The University of Nebraska-Lincoln researchers have revealed that the strains of simian immunodeficiency virus (SIV) found in chimpanzees, including those responsible for the global HIV phenomenon can infect human cells.
They noticed that SIV has the capability to migrate easily to humans since it has a tendency to mutate faster as soon as they encounter human cells. The recent revelation suggests that the growing threat animal viruses may pose a high risk to human lives.
The virus includes the SIV ancestor of HIV-1 M, which is responsible for the global HIV pandemic. Moreover, another ancestral strain of HIV was noticed only among residents of Cameroon in Africa.
The presence of HIV dates back to SIV ancestors in the early 1900s, which was initially acquired by a hunter or bushmeat vendor.
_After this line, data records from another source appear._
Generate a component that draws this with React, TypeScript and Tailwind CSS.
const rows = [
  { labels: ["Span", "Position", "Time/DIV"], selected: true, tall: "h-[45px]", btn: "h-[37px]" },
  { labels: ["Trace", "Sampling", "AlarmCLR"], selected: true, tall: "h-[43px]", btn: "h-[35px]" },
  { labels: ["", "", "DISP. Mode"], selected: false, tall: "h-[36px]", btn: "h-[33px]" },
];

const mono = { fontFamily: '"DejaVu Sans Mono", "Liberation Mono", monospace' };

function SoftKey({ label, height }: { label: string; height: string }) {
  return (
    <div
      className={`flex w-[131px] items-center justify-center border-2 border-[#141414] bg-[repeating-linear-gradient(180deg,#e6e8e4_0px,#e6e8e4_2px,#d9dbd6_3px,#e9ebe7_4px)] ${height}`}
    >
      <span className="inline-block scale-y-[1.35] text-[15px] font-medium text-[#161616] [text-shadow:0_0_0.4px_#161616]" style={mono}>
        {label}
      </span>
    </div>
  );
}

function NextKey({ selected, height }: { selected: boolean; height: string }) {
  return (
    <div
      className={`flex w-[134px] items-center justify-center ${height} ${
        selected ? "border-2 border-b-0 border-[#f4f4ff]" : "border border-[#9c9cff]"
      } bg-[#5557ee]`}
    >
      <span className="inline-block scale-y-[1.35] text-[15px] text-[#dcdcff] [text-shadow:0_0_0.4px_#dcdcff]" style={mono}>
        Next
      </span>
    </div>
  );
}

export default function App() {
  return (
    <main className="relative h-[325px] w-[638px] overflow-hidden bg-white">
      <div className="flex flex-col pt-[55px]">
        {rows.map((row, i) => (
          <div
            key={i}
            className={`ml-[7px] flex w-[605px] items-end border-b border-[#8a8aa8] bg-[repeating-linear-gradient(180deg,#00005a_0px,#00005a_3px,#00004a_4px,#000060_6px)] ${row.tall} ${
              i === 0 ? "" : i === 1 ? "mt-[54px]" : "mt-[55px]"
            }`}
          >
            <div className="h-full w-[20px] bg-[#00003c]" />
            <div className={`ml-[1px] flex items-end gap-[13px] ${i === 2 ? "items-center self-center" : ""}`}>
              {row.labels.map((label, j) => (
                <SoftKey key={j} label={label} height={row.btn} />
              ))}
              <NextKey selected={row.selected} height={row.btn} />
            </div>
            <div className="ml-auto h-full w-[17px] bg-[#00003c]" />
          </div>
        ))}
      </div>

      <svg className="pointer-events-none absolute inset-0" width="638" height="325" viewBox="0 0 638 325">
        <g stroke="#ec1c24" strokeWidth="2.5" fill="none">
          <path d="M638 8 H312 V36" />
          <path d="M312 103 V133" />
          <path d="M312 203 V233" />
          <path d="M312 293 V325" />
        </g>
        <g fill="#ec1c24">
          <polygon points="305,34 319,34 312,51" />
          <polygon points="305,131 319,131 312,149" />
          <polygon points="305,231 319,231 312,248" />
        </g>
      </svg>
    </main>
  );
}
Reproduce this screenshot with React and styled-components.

This theory was confirmed by researchers based in UNL by showcasing SIVs can infect human cells.
The researchers during the study discovered that the SIV ancestors of two HIV strains not yet identified in the human body also invaded human cells after they were exposed multiple times in the lab.
Responding to media queries, Qingsheng Li from Nebraska Centre for Virology disclosed that the central question before researchers was whether traces of SIV strains that have not yet found in humans have the great potential to cause another HIV-type infection.
How it gets infected:
Li added that there is a scope of getting infected because the strains are capable of replicating rapidly without any signs of warning.
Researchers revealed the above findings after inoculating mice with human tissues and stem cells. This will eventually stimulate the growth of other cells, which are essential to the human immune system.
The researchers, to study whether the humans have acquired certain HIV strains, injected low doses of the four sampled SIV strains into various groups of the mice.
The approach adopted, as outlined in the Journal of Virology, could enable researchers to study the growing threat initiated by additional SIVs and several another animal-carried virus.